→ **Exercise description**: Write out every line of the material as it stands, apart from the pictures.

→ **Information shown**:
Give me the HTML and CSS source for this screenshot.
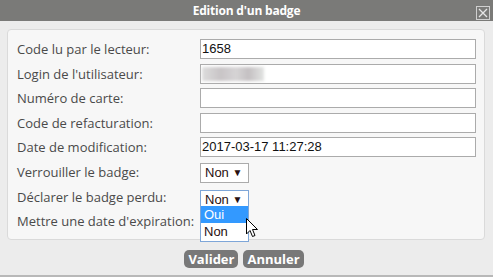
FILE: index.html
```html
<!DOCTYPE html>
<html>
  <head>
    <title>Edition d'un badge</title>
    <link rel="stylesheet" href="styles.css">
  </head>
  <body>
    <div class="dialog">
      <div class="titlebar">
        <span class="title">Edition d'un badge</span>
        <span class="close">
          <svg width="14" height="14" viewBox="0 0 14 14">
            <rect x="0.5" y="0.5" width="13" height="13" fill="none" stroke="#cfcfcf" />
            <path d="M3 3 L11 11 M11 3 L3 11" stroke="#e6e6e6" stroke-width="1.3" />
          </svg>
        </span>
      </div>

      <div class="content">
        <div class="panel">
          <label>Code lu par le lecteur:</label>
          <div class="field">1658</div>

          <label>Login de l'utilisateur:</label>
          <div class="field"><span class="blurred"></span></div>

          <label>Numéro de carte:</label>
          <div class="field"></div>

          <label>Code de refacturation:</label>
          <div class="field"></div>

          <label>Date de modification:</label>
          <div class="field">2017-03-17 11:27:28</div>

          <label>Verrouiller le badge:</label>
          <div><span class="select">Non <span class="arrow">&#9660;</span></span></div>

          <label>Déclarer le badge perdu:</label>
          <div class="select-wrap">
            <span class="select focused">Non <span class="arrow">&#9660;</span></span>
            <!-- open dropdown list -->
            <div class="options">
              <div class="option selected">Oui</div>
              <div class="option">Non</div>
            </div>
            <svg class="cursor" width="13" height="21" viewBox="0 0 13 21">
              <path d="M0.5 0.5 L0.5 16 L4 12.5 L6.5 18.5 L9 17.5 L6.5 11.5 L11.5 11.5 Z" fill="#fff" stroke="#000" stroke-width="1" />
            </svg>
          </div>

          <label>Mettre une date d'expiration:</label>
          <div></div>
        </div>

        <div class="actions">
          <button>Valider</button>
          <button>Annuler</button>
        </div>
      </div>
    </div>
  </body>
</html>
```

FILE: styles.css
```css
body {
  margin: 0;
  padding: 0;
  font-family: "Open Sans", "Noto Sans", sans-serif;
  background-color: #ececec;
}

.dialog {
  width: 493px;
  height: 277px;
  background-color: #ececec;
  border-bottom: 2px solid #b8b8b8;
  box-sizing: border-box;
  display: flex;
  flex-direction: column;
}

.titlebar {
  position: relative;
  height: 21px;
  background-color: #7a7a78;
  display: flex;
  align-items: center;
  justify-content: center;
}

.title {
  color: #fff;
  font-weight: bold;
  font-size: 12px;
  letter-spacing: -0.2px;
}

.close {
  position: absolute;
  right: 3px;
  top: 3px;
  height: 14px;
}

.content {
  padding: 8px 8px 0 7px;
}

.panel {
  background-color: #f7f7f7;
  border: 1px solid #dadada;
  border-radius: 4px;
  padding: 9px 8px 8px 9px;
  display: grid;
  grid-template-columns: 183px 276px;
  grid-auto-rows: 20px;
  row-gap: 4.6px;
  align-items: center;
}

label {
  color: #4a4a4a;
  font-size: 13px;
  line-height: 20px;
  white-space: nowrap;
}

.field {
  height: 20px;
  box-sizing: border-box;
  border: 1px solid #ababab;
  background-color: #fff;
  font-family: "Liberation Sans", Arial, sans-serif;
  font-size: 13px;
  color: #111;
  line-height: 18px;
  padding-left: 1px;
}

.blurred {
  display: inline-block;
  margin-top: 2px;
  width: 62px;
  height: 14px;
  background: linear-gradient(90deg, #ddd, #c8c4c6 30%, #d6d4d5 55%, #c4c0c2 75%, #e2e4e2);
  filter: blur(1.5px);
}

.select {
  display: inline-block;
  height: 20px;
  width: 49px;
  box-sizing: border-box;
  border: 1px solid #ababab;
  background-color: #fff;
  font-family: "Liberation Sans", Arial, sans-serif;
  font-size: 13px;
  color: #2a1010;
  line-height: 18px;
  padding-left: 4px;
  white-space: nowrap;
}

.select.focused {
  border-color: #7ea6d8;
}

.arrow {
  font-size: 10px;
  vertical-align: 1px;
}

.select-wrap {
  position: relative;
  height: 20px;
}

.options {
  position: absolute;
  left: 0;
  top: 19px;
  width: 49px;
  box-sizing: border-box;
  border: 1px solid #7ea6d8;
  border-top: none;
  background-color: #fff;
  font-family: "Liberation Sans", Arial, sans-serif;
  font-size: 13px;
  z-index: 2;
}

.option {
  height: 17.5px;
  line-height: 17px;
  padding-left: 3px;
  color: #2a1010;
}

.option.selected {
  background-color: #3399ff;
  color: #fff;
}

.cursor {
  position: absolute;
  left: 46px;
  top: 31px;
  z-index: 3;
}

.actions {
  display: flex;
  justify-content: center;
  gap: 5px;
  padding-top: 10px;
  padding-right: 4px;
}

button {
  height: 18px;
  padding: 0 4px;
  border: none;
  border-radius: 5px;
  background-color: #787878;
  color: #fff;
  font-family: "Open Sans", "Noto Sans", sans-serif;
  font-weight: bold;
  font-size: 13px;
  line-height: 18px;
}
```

→ **In response**:
Give me the HTML and CSS source for this screenshot.
FILE: index.html
```html
<!DOCTYPE html>
<html>
  <head>
    <title>Edition d'un badge</title>
    <link rel="stylesheet" href="styles.css">
  </head>
  <body>
    <div class="dialog">
      <div class="titlebar">
        <span class="title">Edition d'un badge</span>
        <span class="close">
          <svg width="14" height="14" viewBox="0 0 14 14">
            <rect x="0.5" y="0.5" width="13" height="13" fill="none" stroke="#cfcfcf" />
            <path d="M3 3 L11 11 M11 3 L3 11" stroke="#e6e6e6" stroke-width="1.3" />
          </svg>
        </span>
      </div>

      <div class="content">
        <div class="panel">
          <label>Code lu par le lecteur:</label>
          <div class="field">1658</div>

          <label>Login de l'utilisateur:</label>
          <div class="field"><span class="blurred"></span></div>

          <label>Numéro de carte:</label>
          <div class="field"></div>

          <label>Code de refacturation:</label>
          <div class="field"></div>

          <label>Date de modification:</label>
          <div class="field">2017-03-17 11:27:28</div>

          <label>Verrouiller le badge:</label>
          <div><span class="select">Non <span class="arrow">&#9660;</span></span></div>

          <label>Déclarer le badge perdu:</label>
          <div class="select-wrap">
            <span class="select focused">Non <span class="arrow">&#9660;</span></span>
            <!-- open dropdown list -->
            <div class="options">
              <div class="option selected">Oui</div>
              <div class="option">Non</div>
            </div>
            <svg class="cursor" width="13" height="21" viewBox="0 0 13 21">
              <path d="M0.5 0.5 L0.5 16 L4 12.5 L6.5 18.5 L9 17.5 L6.5 11.5 L11.5 11.5 Z" fill="#fff" stroke="#000" stroke-width="1" />
            </svg>
          </div>

          <label>Mettre une date d'expiration:</label>
          <div></div>
        </div>

        <div class="actions">
          <button>Valider</button>
          <button>Annuler</button>
        </div>
      </div>
    </div>
  </body>
</html>
```

FILE: styles.css
```css
body {
  margin: 0;
  padding: 0;
  font-family: "Open Sans", "Noto Sans", sans-serif;
  background-color: #ececec;
}

.dialog {
  width: 493px;
  height: 277px;
  background-color: #ececec;
  border-bottom: 2px solid #b8b8b8;
  box-sizing: border-box;
  display: flex;
  flex-direction: column;
}

.titlebar {
  position: relative;
  height: 21px;
  background-color: #7a7a78;
  display: flex;
  align-items: center;
  justify-content: center;
}

.title {
  color: #fff;
  font-weight: bold;
  font-size: 12px;
  letter-spacing: -0.2px;
}

.close {
  position: absolute;
  right: 3px;
  top: 3px;
  height: 14px;
}

.content {
  padding: 8px 8px 0 7px;
}

.panel {
  background-color: #f7f7f7;
  border: 1px solid #dadada;
  border-radius: 4px;
  padding: 9px 8px 8px 9px;
  display: grid;
  grid-template-columns: 183px 276px;
  grid-auto-rows: 20px;
  row-gap: 4.6px;
  align-items: center;
}

label {
  color: #4a4a4a;
  font-size: 13px;
  line-height: 20px;
  white-space: nowrap;
}

.field {
  height: 20px;
  box-sizing: border-box;
  border: 1px solid #ababab;
  background-color: #fff;
  font-family: "Liberation Sans", Arial, sans-serif;
  font-size: 13px;
  color: #111;
  line-height: 18px;
  padding-left: 1px;
}

.blurred {
  display: inline-block;
  margin-top: 2px;
  width: 62px;
  height: 14px;
  background: linear-gradient(90deg, #ddd, #c8c4c6 30%, #d6d4d5 55%, #c4c0c2 75%, #e2e4e2);
  filter: blur(1.5px);
}

.select {
  display: inline-block;
  height: 20px;
  width: 49px;
  box-sizing: border-box;
  border: 1px solid #ababab;
  background-color: #fff;
  font-family: "Liberation Sans", Arial, sans-serif;
  font-size: 13px;
  color: #2a1010;
  line-height: 18px;
  padding-left: 4px;
  white-space: nowrap;
}

.select.focused {
  border-color: #7ea6d8;
}

.arrow {
  font-size: 10px;
  vertical-align: 1px;
}

.select-wrap {
  position: relative;
  height: 20px;
}

.options {
  position: absolute;
  left: 0;
  top: 19px;
  width: 49px;
  box-sizing: border-box;
  border: 1px solid #7ea6d8;
  border-top: none;
  background-color: #fff;
  font-family: "Liberation Sans", Arial, sans-serif;
  font-size: 13px;
  z-index: 2;
}

.option {
  height: 17.5px;
  line-height: 17px;
  padding-left: 3px;
  color: #2a1010;
}

.option.selected {
  background-color: #3399ff;
  color: #fff;
}

.cursor {
  position: absolute;
  left: 46px;
  top: 31px;
  z-index: 3;
}

.actions {
  display: flex;
  justify-content: center;
  gap: 5px;
  padding-top: 10px;
  padding-right: 4px;
}

button {
  height: 18px;
  padding: 0 4px;
  border: none;
  border-radius: 5px;
  background-color: #787878;
  color: #fff;
  font-family: "Open Sans", "Noto Sans", sans-serif;
  font-weight: bold;
  font-size: 13px;
  line-height: 18px;
}
```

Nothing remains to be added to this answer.